In the most direct terms, the configuration of the fort as having universal appeal is delusional. It is important to acknowledge that ‘fort’ is a shortened word for fortification and to remember that fortifications are precisely built structures of contest, violence, and exclusion. They exist because of a desire to assuage fear and provide security through the physical separation of peoples, those inside who are safe and trustworthy but who see themselves as under threat from those outside who are dangerous because of their difference from those inside the fort (civilised v. savagery). It is important to acknowledge and remember that our Fort was a structure laden with cannons and directed the entire colonising force on the Island. It helped to organise and perpetrate quick and devastating and long-term acts of violence on people throughout the land – helping the forced removal of people from their lands, the confinement of peoples into ghettos, theft of resources, intensive missionizing efforts and sustained cultural suppression through school curricula and colonial history. Forts, by design, do not have universal appeal and ours is part of a militaristic and violent operation whose effects continue to this day.
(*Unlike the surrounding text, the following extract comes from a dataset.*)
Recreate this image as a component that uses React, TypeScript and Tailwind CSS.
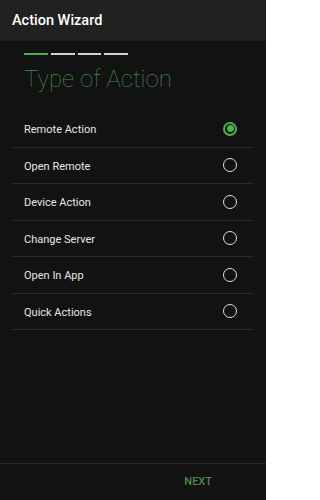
const options = ["Remote Action", "Open Remote", "Device Action", "Change Server", "Open In App", "Quick Actions"];

export default function App() {
  const selected = 0;
  return (
    <div className="w-[266px] h-[500px] flex flex-col bg-[#121212] font-['Roboto',sans-serif] overflow-hidden">
      <div className="h-[41px] shrink-0 bg-[#212121] flex items-center px-3">
        <h1 className="text-[14.5px] font-medium text-white">Action Wizard</h1>
      </div>

      <div className="flex-1 flex flex-col">
        <div className="px-6 pt-[12px] flex gap-[3px]">
          <div className="w-[24px] h-[2px] bg-[#4caf50]" />
          <div className="w-[24px] h-[2px] bg-[#d0d0d0]" />
          <div className="w-[23px] h-[2px] bg-[#d0d0d0]" />
          <div className="w-[24px] h-[2px] bg-[#d0d0d0]" />
        </div>
        <h2 className="px-6 mt-[4px] text-[24px] leading-[40px] font-thin text-[#4a8c4a]">Type of Action</h2>

        <div className="mt-[12px] mx-3">
          {options.map((o, i) => (
            <div key={o} className="h-[36.5px] flex items-center justify-between pl-3 pr-[17px] border-b border-[#2a2a2a]">
              <span className="text-[11px] pt-[3px] text-[#e6e6e6]">{o}</span>
              {i === selected ? (
                <span className="w-[14px] h-[14px] rounded-full border-2 border-[#4caf50] flex items-center justify-center">
                  <span className="w-[7px] h-[7px] rounded-full bg-[#4caf50]" />
                </span>
              ) : (
                <span className="w-[14px] h-[14px] rounded-full border-[1.5px] border-[#e0e0e0]" />
              )}
            </div>
          ))}
        </div>
      </div>

      <div className="h-[37px] shrink-0 border-t border-[#262626] flex items-center justify-end pr-[54px]">
        <span className="text-[11px] font-medium text-[#4a8c4a]">NEXT</span>
      </div>
    </div>
  );
}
That the organisers of the City’s celebration could conceive of it so out of time and history — so out of context — that they would contend that a fort is for all is more than naïve, it helps to create the conditions of revisionist history and altered reality.

To celebrate our history and our place in Victoria is a worthy endeavour and the practice of building structures in downtown Victoria is a creative idea that will no doubt yield interesting, provocative, and artistic responses. In the most serious of terms, however, I wonder if we could valorise other institutions and other ideals. Could we think about and plan for what we need in Victoria, and in downtown Victoria specifically? Could we envision a safe injection site, mental health help, care and love for seniors, food, public toilets, and safe places for marginalised and vulnerable people to live and sleep? There is no doubt that the history of the fort is important and undeniably it is crucial to the city of Victoria, where I live and the community that I care about dearly. Nonetheless, could we celebrate and create something beautiful?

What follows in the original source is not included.